Goal - Produce an exact copy of all the data below, dropping every image.
==================================================
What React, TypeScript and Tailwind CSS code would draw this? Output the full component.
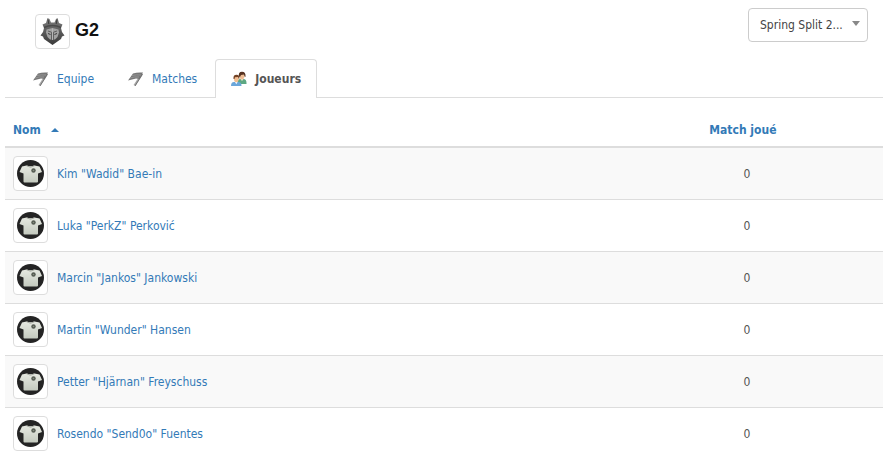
import { useState, type ReactNode } from "react";

const players = [
  'Kim "Wadid" Bae-in',
  'Luka "PerkZ" Perković',
  'Marcin "Jankos" Jankowski',
  'Martin "Wunder" Hansen',
  'Petter "Hjärnan" Freyschuss',
  'Rosendo "Send0o" Fuentes',
];

function Thumbnail({ children }: { children: ReactNode }) {
  return (
    <span className="flex size-[35px] shrink-0 items-center justify-center rounded border border-[#ddd] bg-white">
      {children}
    </span>
  );
}

function TeamCrest() {
  return (
    <svg viewBox="0 0 27 27" className="size-[27px]" aria-hidden="true">
      <defs>
        <linearGradient id="crest" x1="0" y1="0" x2="0" y2="1">
          <stop offset="0" stopColor="#7c7c7c" />
          <stop offset="1" stopColor="#3a3a3a" />
        </linearGradient>
      </defs>
      <path d="M8.500 0 10.500 1 12 4.500h3.500L17 1 18.500 0 20 5l3.500 1.500L22 10l1 4 2.500 3.500-2.500 1-1 2.500-8.500 6L5 21l-1-2.500-2.500-1L4 14l1-4-1.500-3.500L7 5z" fill="url(#crest)" />
      <path d="m9 1.500.8 4.500M18 1.500 17.200 6" stroke="#3c3c3c" strokeWidth="1" />
      <path d="M5 9.500q8.500-4 17 0" stroke="#4a4a4a" strokeWidth="1.400" fill="none" />
      <path d="m7.500 11.500 6-1.500 6 1.500.5 3-1.500 4.500-2.500 2.500h-5L8.500 19 7 14.500z" fill="#a2a2a2" />
      <path d="M9 13 12.500 14.200V22M18 13l-3.500 1.200V22" stroke="#606060" strokeWidth="1" fill="none" />
      <path d="M9 15.500 11.500 16.500M18 15.500 15.500 16.500" stroke="#383838" strokeWidth="1" />
      <path d="M13.500 10.500V22" stroke="#bdbdbd" strokeWidth=".8" />
    </svg>
  );
}

function Jersey() {
  return (
    <svg viewBox="0 0 27 27" className="size-[27px]" aria-hidden="true">
      <defs>
        <linearGradient id="shirt" x1="0" y1="0" x2="0" y2="1">
          <stop offset="0" stopColor="#e6e9e1" />
          <stop offset="1" stopColor="#c4cabf" />
        </linearGradient>
      </defs>
      <circle cx="13.500" cy="13.500" r="13.500" fill="#242424" />
      <path d="M9.500 5.500q4 1.500 8 0L22.500 6.500 25 12l-4 1.500v8q0 1-1 1H7.500q-1 0-1-1v-8L2.500 12 5 6.500z" fill="url(#shirt)" />
      <path d="M9.500 5.800q4 2.800 8 0" fill="none" stroke="#9ba095" strokeWidth=".8" />
      <circle cx="16.500" cy="10.500" r="2.200" fill="#555b52" />
      <circle cx="16.500" cy="10.500" r=".8" fill="#858d7e" />
    </svg>
  );
}

function FlagIcon() {
  return (
    <svg viewBox="0 0 16 16" className="size-4" aria-hidden="true">
      <path d="m14 3-7.500 11.500" stroke="#a6a6a6" strokeWidth="2.200" />
      <path d="M5 2.500q4-1.500 10-1L11.500 8 8 7.500 0 9.500 5 2.500z" fill="#777" />
      <path d="M4 4.500q4-1 9-.5M2 7q4-1.500 9-1" stroke="#9c9c9c" strokeWidth=".8" fill="none" />
      <path d="m14.500 3-7.500 12" stroke="#666" strokeWidth=".8" />
    </svg>
  );
}

function PlayersIcon() {
  return (
    <svg viewBox="0 0 16 16" className="size-4" aria-hidden="true">
      <path d="M6.500 13V10Q7 8 9 8h4q2.500.5 2.500 4v1z" fill="#5da883" />
      <path d="m9.500 8 1.500 2 1.500-2z" fill="#f8e5d2" />
      <ellipse cx="11" cy="5" rx="2.400" ry="3.400" fill="#eebd94" />
      <path d="M8 5.500Q7 .8 11 .8t3.500 5.200l-1-.5-.5-2-3 .5-1 2z" fill="#573220" />
      <path d="M0 15q0-4 3-4h4.500q3 0 3 4z" fill="#6ba6da" />
      <path d="m4 11 1.300 2.200L6.600 11z" fill="#f7faff" />
      <ellipse cx="5.300" cy="8" rx="2.300" ry="3.200" fill="#f2bd91" />
      <path d="M2.500 8Q2 3.800 5.500 3.800T8.300 8l-.8-.5L7 6l-3 .2L3.500 8z" fill="#744326" />
    </svg>
  );
}

const tabs = [
  { label: "Equipe", icon: <FlagIcon /> },
  { label: "Matches", icon: <FlagIcon /> },
  { label: "Joueurs", icon: <PlayersIcon /> },
];

export default function App() {
  const [active, setActive] = useState("Joueurs");
  const [ascending, setAscending] = useState(true);
  const rows = ascending ? players : [...players].reverse();

  return (
    <main className="bg-white px-[5px] font-['DejaVu_Sans_Condensed',Tahoma,sans-serif] text-xs text-[#555]">
      <header className="flex h-[59px] items-start justify-between pt-2 pr-[15px] pl-[30px]">
        <div className="flex gap-[5px] pt-1.5">
          <Thumbnail>
            <TeamCrest />
          </Thumbnail>
          <h1 className="font-['Liberation_Sans',Arial,sans-serif] text-lg leading-8 font-bold text-[#111]">G2</h1>
        </div>
        <div className="relative">
          <select
            aria-label="Saison"
            className="h-[34px] w-[120px] appearance-none rounded border border-[#ccc] bg-white pr-6 pl-[11px] text-xs text-[#444]"
          >
            <option>Spring Split 2...</option>
          </select>
          <span className="pointer-events-none absolute top-[13px] right-2 border-x-4 border-t-5 border-x-transparent border-t-[#888]" />
        </div>
      </header>

      <nav className="flex h-[39px] gap-0.5 border-b border-[#ddd] pl-3">
        {tabs.map((tab) => (
          <button
            key={tab.label}
            type="button"
            onClick={() => setActive(tab.label)}
            className={
              tab.label === active
                ? "flex h-[39px] items-center gap-2 rounded-t border border-b-0 border-[#ddd] bg-white px-[15px] font-bold text-[#555]"
                : "flex h-[38px] items-center gap-2 border border-b-0 border-transparent px-[15px] text-[#337ab7]"
            }
          >
            {tab.icon}
            {tab.label}
          </button>
        ))}
      </nav>

      <table className="mt-3 w-full table-fixed border-separate border-spacing-0">
        <thead>
          <tr className="text-[#337ab7]">
            <th className="h-[38px] w-[69%] border-b-2 border-[#ddd] px-2 pt-1 text-left">
              <button
                type="button"
                onClick={() => setAscending(!ascending)}
                className="flex items-center gap-2.5 font-bold"
              >
                Nom
                <span
                  className={
                    ascending
                      ? "border-x-4 border-b-4 border-x-transparent border-b-[#337ab7]"
                      : "border-x-4 border-t-4 border-x-transparent border-t-[#337ab7]"
                  }
                />
              </button>
            </th>
            <th className="border-b-2 border-[#ddd] pt-1 pr-4 pl-2 text-center font-bold">Match joué</th>
          </tr>
        </thead>
        <tbody>
          {rows.map((name) => (
            <tr key={name} className="group odd:bg-[#f9f9f9]">
              <td className="border-b border-[#ddd] p-2 group-last:border-transparent">
                <a href="#joueur" className="flex items-center gap-[9px] text-[#337ab7]">
                  <Thumbnail>
                    <Jersey />
                  </Thumbnail>
                  {name}
                </a>
              </td>
              <td className="border-b border-[#ddd] p-2 text-center group-last:border-transparent">0</td>
            </tr>
          ))}
        </tbody>
      </table>
    </main>
  );
}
==================================================
The completed task -
What React, TypeScript and Tailwind CSS code would draw this? Output the full component.
import { useState, type ReactNode } from "react";

const players = [
  'Kim "Wadid" Bae-in',
  'Luka "PerkZ" Perković',
  'Marcin "Jankos" Jankowski',
  'Martin "Wunder" Hansen',
  'Petter "Hjärnan" Freyschuss',
  'Rosendo "Send0o" Fuentes',
];

function Thumbnail({ children }: { children: ReactNode }) {
  return (
    <span className="flex size-[35px] shrink-0 items-center justify-center rounded border border-[#ddd] bg-white">
      {children}
    </span>
  );
}

function TeamCrest() {
  return (
    <svg viewBox="0 0 27 27" className="size-[27px]" aria-hidden="true">
      <defs>
        <linearGradient id="crest" x1="0" y1="0" x2="0" y2="1">
          <stop offset="0" stopColor="#7c7c7c" />
          <stop offset="1" stopColor="#3a3a3a" />
        </linearGradient>
      </defs>
      <path d="M8.500 0 10.500 1 12 4.500h3.500L17 1 18.500 0 20 5l3.500 1.500L22 10l1 4 2.500 3.500-2.500 1-1 2.500-8.500 6L5 21l-1-2.500-2.500-1L4 14l1-4-1.500-3.500L7 5z" fill="url(#crest)" />
      <path d="m9 1.500.8 4.500M18 1.500 17.200 6" stroke="#3c3c3c" strokeWidth="1" />
      <path d="M5 9.500q8.500-4 17 0" stroke="#4a4a4a" strokeWidth="1.400" fill="none" />
      <path d="m7.500 11.500 6-1.500 6 1.500.5 3-1.500 4.500-2.500 2.500h-5L8.500 19 7 14.500z" fill="#a2a2a2" />
      <path d="M9 13 12.500 14.200V22M18 13l-3.500 1.200V22" stroke="#606060" strokeWidth="1" fill="none" />
      <path d="M9 15.500 11.500 16.500M18 15.500 15.500 16.500" stroke="#383838" strokeWidth="1" />
      <path d="M13.500 10.500V22" stroke="#bdbdbd" strokeWidth=".8" />
    </svg>
  );
}

function Jersey() {
  return (
    <svg viewBox="0 0 27 27" className="size-[27px]" aria-hidden="true">
      <defs>
        <linearGradient id="shirt" x1="0" y1="0" x2="0" y2="1">
          <stop offset="0" stopColor="#e6e9e1" />
          <stop offset="1" stopColor="#c4cabf" />
        </linearGradient>
      </defs>
      <circle cx="13.500" cy="13.500" r="13.500" fill="#242424" />
      <path d="M9.500 5.500q4 1.500 8 0L22.500 6.500 25 12l-4 1.500v8q0 1-1 1H7.500q-1 0-1-1v-8L2.500 12 5 6.500z" fill="url(#shirt)" />
      <path d="M9.500 5.800q4 2.800 8 0" fill="none" stroke="#9ba095" strokeWidth=".8" />
      <circle cx="16.500" cy="10.500" r="2.200" fill="#555b52" />
      <circle cx="16.500" cy="10.500" r=".8" fill="#858d7e" />
    </svg>
  );
}

function FlagIcon() {
  return (
    <svg viewBox="0 0 16 16" className="size-4" aria-hidden="true">
      <path d="m14 3-7.500 11.500" stroke="#a6a6a6" strokeWidth="2.200" />
      <path d="M5 2.500q4-1.500 10-1L11.500 8 8 7.500 0 9.500 5 2.500z" fill="#777" />
      <path d="M4 4.500q4-1 9-.5M2 7q4-1.500 9-1" stroke="#9c9c9c" strokeWidth=".8" fill="none" />
      <path d="m14.500 3-7.500 12" stroke="#666" strokeWidth=".8" />
    </svg>
  );
}

function PlayersIcon() {
  return (
    <svg viewBox="0 0 16 16" className="size-4" aria-hidden="true">
      <path d="M6.500 13V10Q7 8 9 8h4q2.500.5 2.500 4v1z" fill="#5da883" />
      <path d="m9.500 8 1.500 2 1.500-2z" fill="#f8e5d2" />
      <ellipse cx="11" cy="5" rx="2.400" ry="3.400" fill="#eebd94" />
      <path d="M8 5.500Q7 .8 11 .8t3.500 5.200l-1-.5-.5-2-3 .5-1 2z" fill="#573220" />
      <path d="M0 15q0-4 3-4h4.500q3 0 3 4z" fill="#6ba6da" />
      <path d="m4 11 1.300 2.200L6.600 11z" fill="#f7faff" />
      <ellipse cx="5.300" cy="8" rx="2.300" ry="3.200" fill="#f2bd91" />
      <path d="M2.500 8Q2 3.800 5.500 3.800T8.300 8l-.8-.5L7 6l-3 .2L3.500 8z" fill="#744326" />
    </svg>
  );
}

const tabs = [
  { label: "Equipe", icon: <FlagIcon /> },
  { label: "Matches", icon: <FlagIcon /> },
  { label: "Joueurs", icon: <PlayersIcon /> },
];

export default function App() {
  const [active, setActive] = useState("Joueurs");
  const [ascending, setAscending] = useState(true);
  const rows = ascending ? players : [...players].reverse();

  return (
    <main className="bg-white px-[5px] font-['DejaVu_Sans_Condensed',Tahoma,sans-serif] text-xs text-[#555]">
      <header className="flex h-[59px] items-start justify-between pt-2 pr-[15px] pl-[30px]">
        <div className="flex gap-[5px] pt-1.5">
          <Thumbnail>
            <TeamCrest />
          </Thumbnail>
          <h1 className="font-['Liberation_Sans',Arial,sans-serif] text-lg leading-8 font-bold text-[#111]">G2</h1>
        </div>
        <div className="relative">
          <select
            aria-label="Saison"
            className="h-[34px] w-[120px] appearance-none rounded border border-[#ccc] bg-white pr-6 pl-[11px] text-xs text-[#444]"
          >
            <option>Spring Split 2...</option>
          </select>
          <span className="pointer-events-none absolute top-[13px] right-2 border-x-4 border-t-5 border-x-transparent border-t-[#888]" />
        </div>
      </header>

      <nav className="flex h-[39px] gap-0.5 border-b border-[#ddd] pl-3">
        {tabs.map((tab) => (
          <button
            key={tab.label}
            type="button"
            onClick={() => setActive(tab.label)}
            className={
              tab.label === active
                ? "flex h-[39px] items-center gap-2 rounded-t border border-b-0 border-[#ddd] bg-white px-[15px] font-bold text-[#555]"
                : "flex h-[38px] items-center gap-2 border border-b-0 border-transparent px-[15px] text-[#337ab7]"
            }
          >
            {tab.icon}
            {tab.label}
          </button>
        ))}
      </nav>

      <table className="mt-3 w-full table-fixed border-separate border-spacing-0">
        <thead>
          <tr className="text-[#337ab7]">
            <th className="h-[38px] w-[69%] border-b-2 border-[#ddd] px-2 pt-1 text-left">
              <button
                type="button"
                onClick={() => setAscending(!ascending)}
                className="flex items-center gap-2.5 font-bold"
              >
                Nom
                <span
                  className={
                    ascending
                      ? "border-x-4 border-b-4 border-x-transparent border-b-[#337ab7]"
                      : "border-x-4 border-t-4 border-x-transparent border-t-[#337ab7]"
                  }
                />
              </button>
            </th>
            <th className="border-b-2 border-[#ddd] pt-1 pr-4 pl-2 text-center font-bold">Match joué</th>
          </tr>
        </thead>
        <tbody>
          {rows.map((name) => (
            <tr key={name} className="group odd:bg-[#f9f9f9]">
              <td className="border-b border-[#ddd] p-2 group-last:border-transparent">
                <a href="#joueur" className="flex items-center gap-[9px] text-[#337ab7]">
                  <Thumbnail>
                    <Jersey />
                  </Thumbnail>
                  {name}
                </a>
              </td>
              <td className="border-b border-[#ddd] p-2 text-center group-last:border-transparent">0</td>
            </tr>
          ))}
        </tbody>
      </table>
    </main>
  );
}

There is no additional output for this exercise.